■ Dataset content
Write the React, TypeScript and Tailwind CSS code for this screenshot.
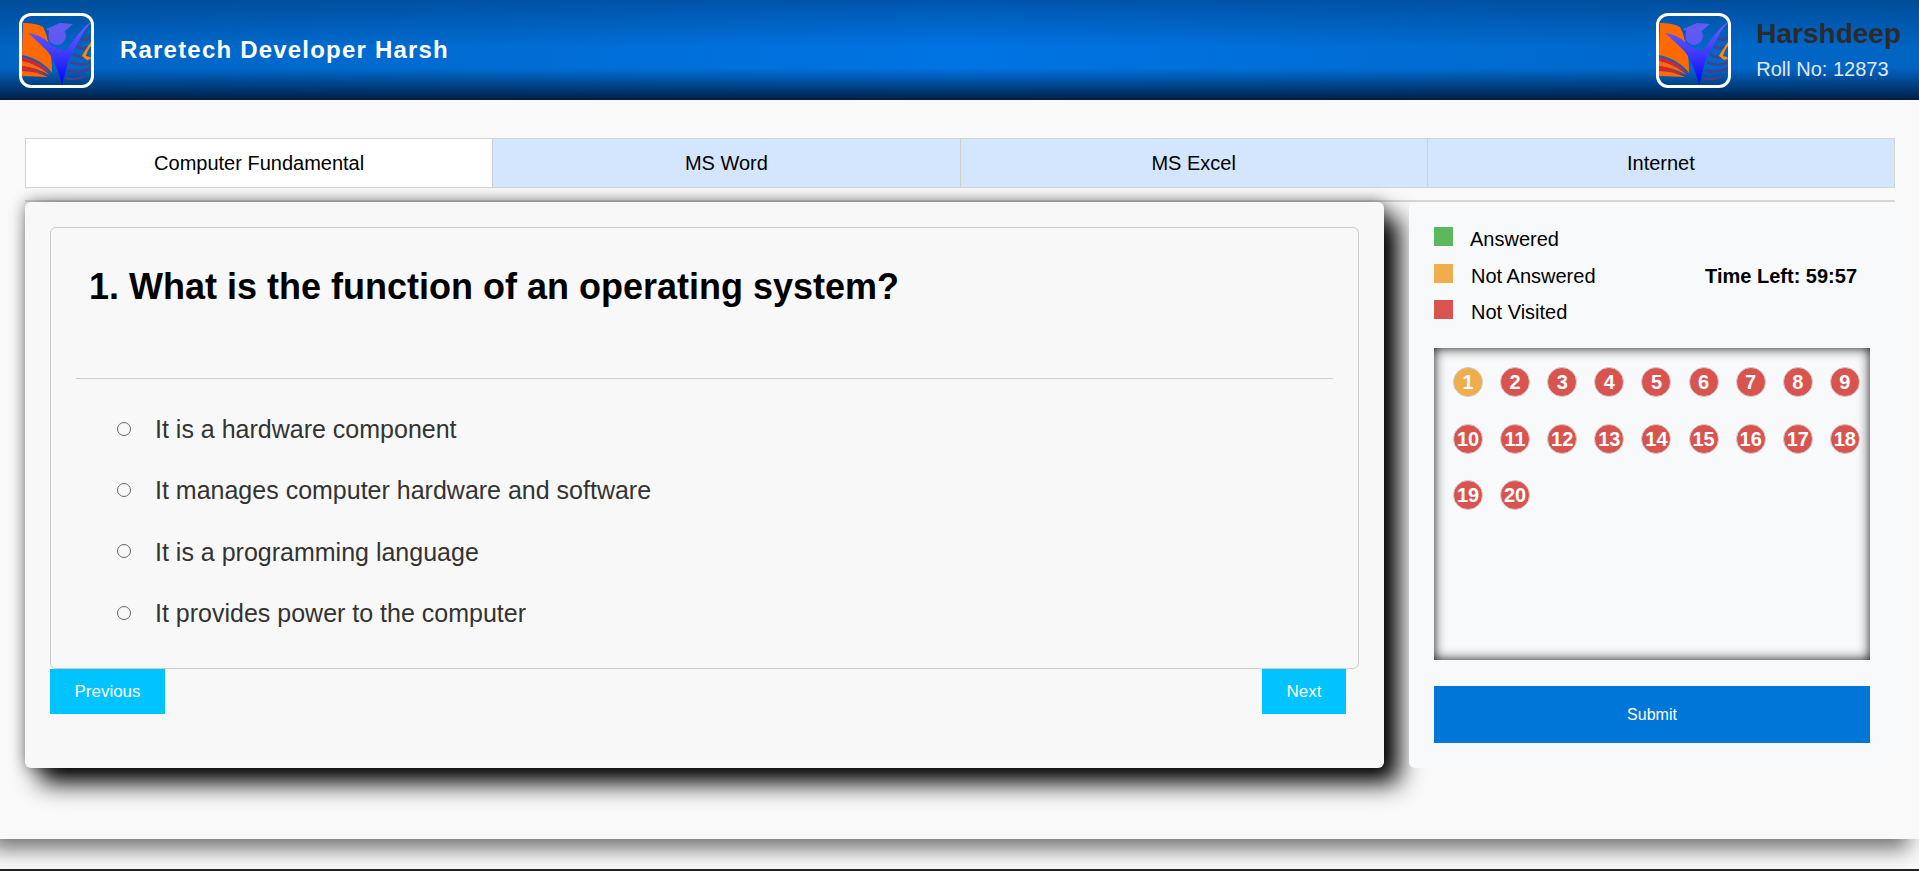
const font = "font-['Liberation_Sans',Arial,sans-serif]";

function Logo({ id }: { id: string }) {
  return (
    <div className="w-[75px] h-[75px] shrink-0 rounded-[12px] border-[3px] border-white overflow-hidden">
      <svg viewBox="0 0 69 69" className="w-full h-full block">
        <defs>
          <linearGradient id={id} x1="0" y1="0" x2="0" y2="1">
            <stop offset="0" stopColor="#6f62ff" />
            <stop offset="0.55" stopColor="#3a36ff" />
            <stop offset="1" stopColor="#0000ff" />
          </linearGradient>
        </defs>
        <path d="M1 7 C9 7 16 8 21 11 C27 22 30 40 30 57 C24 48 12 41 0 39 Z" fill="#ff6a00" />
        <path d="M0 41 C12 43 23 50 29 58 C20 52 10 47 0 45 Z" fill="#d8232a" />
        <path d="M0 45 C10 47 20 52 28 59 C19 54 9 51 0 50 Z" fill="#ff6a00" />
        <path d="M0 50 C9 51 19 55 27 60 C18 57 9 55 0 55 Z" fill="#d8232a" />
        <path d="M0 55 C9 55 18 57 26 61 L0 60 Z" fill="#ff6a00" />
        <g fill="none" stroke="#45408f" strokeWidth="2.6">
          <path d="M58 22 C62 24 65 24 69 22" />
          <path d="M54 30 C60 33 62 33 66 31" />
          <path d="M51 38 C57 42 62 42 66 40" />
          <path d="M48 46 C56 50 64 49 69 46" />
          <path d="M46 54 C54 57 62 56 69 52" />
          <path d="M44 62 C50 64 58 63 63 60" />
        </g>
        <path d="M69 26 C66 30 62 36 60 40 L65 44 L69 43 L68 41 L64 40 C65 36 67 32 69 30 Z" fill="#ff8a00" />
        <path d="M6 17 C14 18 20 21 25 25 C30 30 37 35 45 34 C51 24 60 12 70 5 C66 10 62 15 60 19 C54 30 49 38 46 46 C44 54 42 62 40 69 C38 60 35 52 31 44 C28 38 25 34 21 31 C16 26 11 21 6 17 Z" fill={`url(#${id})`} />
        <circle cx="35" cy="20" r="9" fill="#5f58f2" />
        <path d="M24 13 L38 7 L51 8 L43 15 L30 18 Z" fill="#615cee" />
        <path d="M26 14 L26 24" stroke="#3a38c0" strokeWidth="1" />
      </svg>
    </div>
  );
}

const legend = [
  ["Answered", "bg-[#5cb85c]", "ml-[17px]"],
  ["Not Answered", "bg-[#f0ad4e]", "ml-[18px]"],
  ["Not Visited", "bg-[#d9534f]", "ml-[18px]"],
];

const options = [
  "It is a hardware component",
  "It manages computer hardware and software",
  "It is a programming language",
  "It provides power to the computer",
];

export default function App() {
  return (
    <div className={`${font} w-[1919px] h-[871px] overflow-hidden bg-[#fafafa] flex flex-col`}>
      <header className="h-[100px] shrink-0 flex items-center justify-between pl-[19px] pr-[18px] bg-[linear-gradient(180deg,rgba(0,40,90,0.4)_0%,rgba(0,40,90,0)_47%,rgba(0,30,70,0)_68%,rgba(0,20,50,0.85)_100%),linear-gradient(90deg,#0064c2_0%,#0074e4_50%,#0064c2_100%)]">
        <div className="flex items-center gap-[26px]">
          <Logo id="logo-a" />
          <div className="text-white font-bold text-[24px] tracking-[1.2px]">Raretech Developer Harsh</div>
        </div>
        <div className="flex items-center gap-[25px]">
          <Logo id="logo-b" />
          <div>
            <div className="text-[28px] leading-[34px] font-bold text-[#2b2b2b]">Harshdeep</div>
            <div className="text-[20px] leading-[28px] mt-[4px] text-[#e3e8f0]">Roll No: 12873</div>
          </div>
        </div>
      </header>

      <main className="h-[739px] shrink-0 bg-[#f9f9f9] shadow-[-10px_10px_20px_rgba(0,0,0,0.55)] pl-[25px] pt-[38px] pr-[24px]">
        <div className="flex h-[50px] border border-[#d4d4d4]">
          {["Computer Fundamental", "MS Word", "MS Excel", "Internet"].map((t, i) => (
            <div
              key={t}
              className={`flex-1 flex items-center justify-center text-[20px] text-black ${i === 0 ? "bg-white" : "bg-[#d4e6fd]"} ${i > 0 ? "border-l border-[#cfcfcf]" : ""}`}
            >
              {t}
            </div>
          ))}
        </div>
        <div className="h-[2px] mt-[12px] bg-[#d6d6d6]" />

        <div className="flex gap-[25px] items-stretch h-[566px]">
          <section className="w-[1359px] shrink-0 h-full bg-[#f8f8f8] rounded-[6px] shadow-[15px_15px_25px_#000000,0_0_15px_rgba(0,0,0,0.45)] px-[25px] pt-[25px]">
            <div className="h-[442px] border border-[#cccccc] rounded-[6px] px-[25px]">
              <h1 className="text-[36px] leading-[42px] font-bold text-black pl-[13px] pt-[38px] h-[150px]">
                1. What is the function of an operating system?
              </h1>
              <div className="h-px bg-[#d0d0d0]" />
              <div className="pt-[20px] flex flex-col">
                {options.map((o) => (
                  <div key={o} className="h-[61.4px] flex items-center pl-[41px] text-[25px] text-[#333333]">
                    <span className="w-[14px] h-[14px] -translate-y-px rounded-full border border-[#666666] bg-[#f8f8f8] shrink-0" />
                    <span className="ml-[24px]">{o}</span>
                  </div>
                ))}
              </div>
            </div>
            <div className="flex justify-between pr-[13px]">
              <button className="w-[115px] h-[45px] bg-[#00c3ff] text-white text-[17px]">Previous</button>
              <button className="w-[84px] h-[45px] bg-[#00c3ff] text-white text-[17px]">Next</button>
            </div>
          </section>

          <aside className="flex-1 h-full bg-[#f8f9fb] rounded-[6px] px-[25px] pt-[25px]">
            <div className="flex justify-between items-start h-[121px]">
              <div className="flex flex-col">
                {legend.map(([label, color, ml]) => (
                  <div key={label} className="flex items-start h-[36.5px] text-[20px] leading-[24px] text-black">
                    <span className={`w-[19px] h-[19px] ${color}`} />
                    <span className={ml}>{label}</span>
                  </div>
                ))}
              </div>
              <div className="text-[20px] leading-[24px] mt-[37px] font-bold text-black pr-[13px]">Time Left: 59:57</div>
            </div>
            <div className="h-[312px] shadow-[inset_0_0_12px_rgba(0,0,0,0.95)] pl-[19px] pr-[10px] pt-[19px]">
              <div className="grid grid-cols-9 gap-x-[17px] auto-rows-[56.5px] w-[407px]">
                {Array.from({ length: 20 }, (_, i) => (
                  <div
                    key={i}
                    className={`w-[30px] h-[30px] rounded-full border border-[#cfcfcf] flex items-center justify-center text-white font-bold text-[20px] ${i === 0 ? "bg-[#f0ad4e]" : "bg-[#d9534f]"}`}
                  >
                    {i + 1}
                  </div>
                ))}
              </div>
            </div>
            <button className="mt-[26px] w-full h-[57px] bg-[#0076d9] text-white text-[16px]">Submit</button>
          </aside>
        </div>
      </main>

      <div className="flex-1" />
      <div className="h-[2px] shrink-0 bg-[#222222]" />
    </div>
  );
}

■ Instructions to follow
The listing above needs to be output again exactly. Don't include the pictures.

■ Task solution
Write the React, TypeScript and Tailwind CSS code for this screenshot.
const font = "font-['Liberation_Sans',Arial,sans-serif]";

function Logo({ id }: { id: string }) {
  return (
    <div className="w-[75px] h-[75px] shrink-0 rounded-[12px] border-[3px] border-white overflow-hidden">
      <svg viewBox="0 0 69 69" className="w-full h-full block">
        <defs>
          <linearGradient id={id} x1="0" y1="0" x2="0" y2="1">
            <stop offset="0" stopColor="#6f62ff" />
            <stop offset="0.55" stopColor="#3a36ff" />
            <stop offset="1" stopColor="#0000ff" />
          </linearGradient>
        </defs>
        <path d="M1 7 C9 7 16 8 21 11 C27 22 30 40 30 57 C24 48 12 41 0 39 Z" fill="#ff6a00" />
        <path d="M0 41 C12 43 23 50 29 58 C20 52 10 47 0 45 Z" fill="#d8232a" />
        <path d="M0 45 C10 47 20 52 28 59 C19 54 9 51 0 50 Z" fill="#ff6a00" />
        <path d="M0 50 C9 51 19 55 27 60 C18 57 9 55 0 55 Z" fill="#d8232a" />
        <path d="M0 55 C9 55 18 57 26 61 L0 60 Z" fill="#ff6a00" />
        <g fill="none" stroke="#45408f" strokeWidth="2.6">
          <path d="M58 22 C62 24 65 24 69 22" />
          <path d="M54 30 C60 33 62 33 66 31" />
          <path d="M51 38 C57 42 62 42 66 40" />
          <path d="M48 46 C56 50 64 49 69 46" />
          <path d="M46 54 C54 57 62 56 69 52" />
          <path d="M44 62 C50 64 58 63 63 60" />
        </g>
        <path d="M69 26 C66 30 62 36 60 40 L65 44 L69 43 L68 41 L64 40 C65 36 67 32 69 30 Z" fill="#ff8a00" />
        <path d="M6 17 C14 18 20 21 25 25 C30 30 37 35 45 34 C51 24 60 12 70 5 C66 10 62 15 60 19 C54 30 49 38 46 46 C44 54 42 62 40 69 C38 60 35 52 31 44 C28 38 25 34 21 31 C16 26 11 21 6 17 Z" fill={`url(#${id})`} />
        <circle cx="35" cy="20" r="9" fill="#5f58f2" />
        <path d="M24 13 L38 7 L51 8 L43 15 L30 18 Z" fill="#615cee" />
        <path d="M26 14 L26 24" stroke="#3a38c0" strokeWidth="1" />
      </svg>
    </div>
  );
}

const legend = [
  ["Answered", "bg-[#5cb85c]", "ml-[17px]"],
  ["Not Answered", "bg-[#f0ad4e]", "ml-[18px]"],
  ["Not Visited", "bg-[#d9534f]", "ml-[18px]"],
];

const options = [
  "It is a hardware component",
  "It manages computer hardware and software",
  "It is a programming language",
  "It provides power to the computer",
];

export default function App() {
  return (
    <div className={`${font} w-[1919px] h-[871px] overflow-hidden bg-[#fafafa] flex flex-col`}>
      <header className="h-[100px] shrink-0 flex items-center justify-between pl-[19px] pr-[18px] bg-[linear-gradient(180deg,rgba(0,40,90,0.4)_0%,rgba(0,40,90,0)_47%,rgba(0,30,70,0)_68%,rgba(0,20,50,0.85)_100%),linear-gradient(90deg,#0064c2_0%,#0074e4_50%,#0064c2_100%)]">
        <div className="flex items-center gap-[26px]">
          <Logo id="logo-a" />
          <div className="text-white font-bold text-[24px] tracking-[1.2px]">Raretech Developer Harsh</div>
        </div>
        <div className="flex items-center gap-[25px]">
          <Logo id="logo-b" />
          <div>
            <div className="text-[28px] leading-[34px] font-bold text-[#2b2b2b]">Harshdeep</div>
            <div className="text-[20px] leading-[28px] mt-[4px] text-[#e3e8f0]">Roll No: 12873</div>
          </div>
        </div>
      </header>

      <main className="h-[739px] shrink-0 bg-[#f9f9f9] shadow-[-10px_10px_20px_rgba(0,0,0,0.55)] pl-[25px] pt-[38px] pr-[24px]">
        <div className="flex h-[50px] border border-[#d4d4d4]">
          {["Computer Fundamental", "MS Word", "MS Excel", "Internet"].map((t, i) => (
            <div
              key={t}
              className={`flex-1 flex items-center justify-center text-[20px] text-black ${i === 0 ? "bg-white" : "bg-[#d4e6fd]"} ${i > 0 ? "border-l border-[#cfcfcf]" : ""}`}
            >
              {t}
            </div>
          ))}
        </div>
        <div className="h-[2px] mt-[12px] bg-[#d6d6d6]" />

        <div className="flex gap-[25px] items-stretch h-[566px]">
          <section className="w-[1359px] shrink-0 h-full bg-[#f8f8f8] rounded-[6px] shadow-[15px_15px_25px_#000000,0_0_15px_rgba(0,0,0,0.45)] px-[25px] pt-[25px]">
            <div className="h-[442px] border border-[#cccccc] rounded-[6px] px-[25px]">
              <h1 className="text-[36px] leading-[42px] font-bold text-black pl-[13px] pt-[38px] h-[150px]">
                1. What is the function of an operating system?
              </h1>
              <div className="h-px bg-[#d0d0d0]" />
              <div className="pt-[20px] flex flex-col">
                {options.map((o) => (
                  <div key={o} className="h-[61.4px] flex items-center pl-[41px] text-[25px] text-[#333333]">
                    <span className="w-[14px] h-[14px] -translate-y-px rounded-full border border-[#666666] bg-[#f8f8f8] shrink-0" />
                    <span className="ml-[24px]">{o}</span>
                  </div>
                ))}
              </div>
            </div>
            <div className="flex justify-between pr-[13px]">
              <button className="w-[115px] h-[45px] bg-[#00c3ff] text-white text-[17px]">Previous</button>
              <button className="w-[84px] h-[45px] bg-[#00c3ff] text-white text-[17px]">Next</button>
            </div>
          </section>

          <aside className="flex-1 h-full bg-[#f8f9fb] rounded-[6px] px-[25px] pt-[25px]">
            <div className="flex justify-between items-start h-[121px]">
              <div className="flex flex-col">
                {legend.map(([label, color, ml]) => (
                  <div key={label} className="flex items-start h-[36.5px] text-[20px] leading-[24px] text-black">
                    <span className={`w-[19px] h-[19px] ${color}`} />
                    <span className={ml}>{label}</span>
                  </div>
                ))}
              </div>
              <div className="text-[20px] leading-[24px] mt-[37px] font-bold text-black pr-[13px]">Time Left: 59:57</div>
            </div>
            <div className="h-[312px] shadow-[inset_0_0_12px_rgba(0,0,0,0.95)] pl-[19px] pr-[10px] pt-[19px]">
              <div className="grid grid-cols-9 gap-x-[17px] auto-rows-[56.5px] w-[407px]">
                {Array.from({ length: 20 }, (_, i) => (
                  <div
                    key={i}
                    className={`w-[30px] h-[30px] rounded-full border border-[#cfcfcf] flex items-center justify-center text-white font-bold text-[20px] ${i === 0 ? "bg-[#f0ad4e]" : "bg-[#d9534f]"}`}
                  >
                    {i + 1}
                  </div>
                ))}
              </div>
            </div>
            <button className="mt-[26px] w-full h-[57px] bg-[#0076d9] text-white text-[16px]">Submit</button>
          </aside>
        </div>
      </main>

      <div className="flex-1" />
      <div className="h-[2px] shrink-0 bg-[#222222]" />
    </div>
  );
}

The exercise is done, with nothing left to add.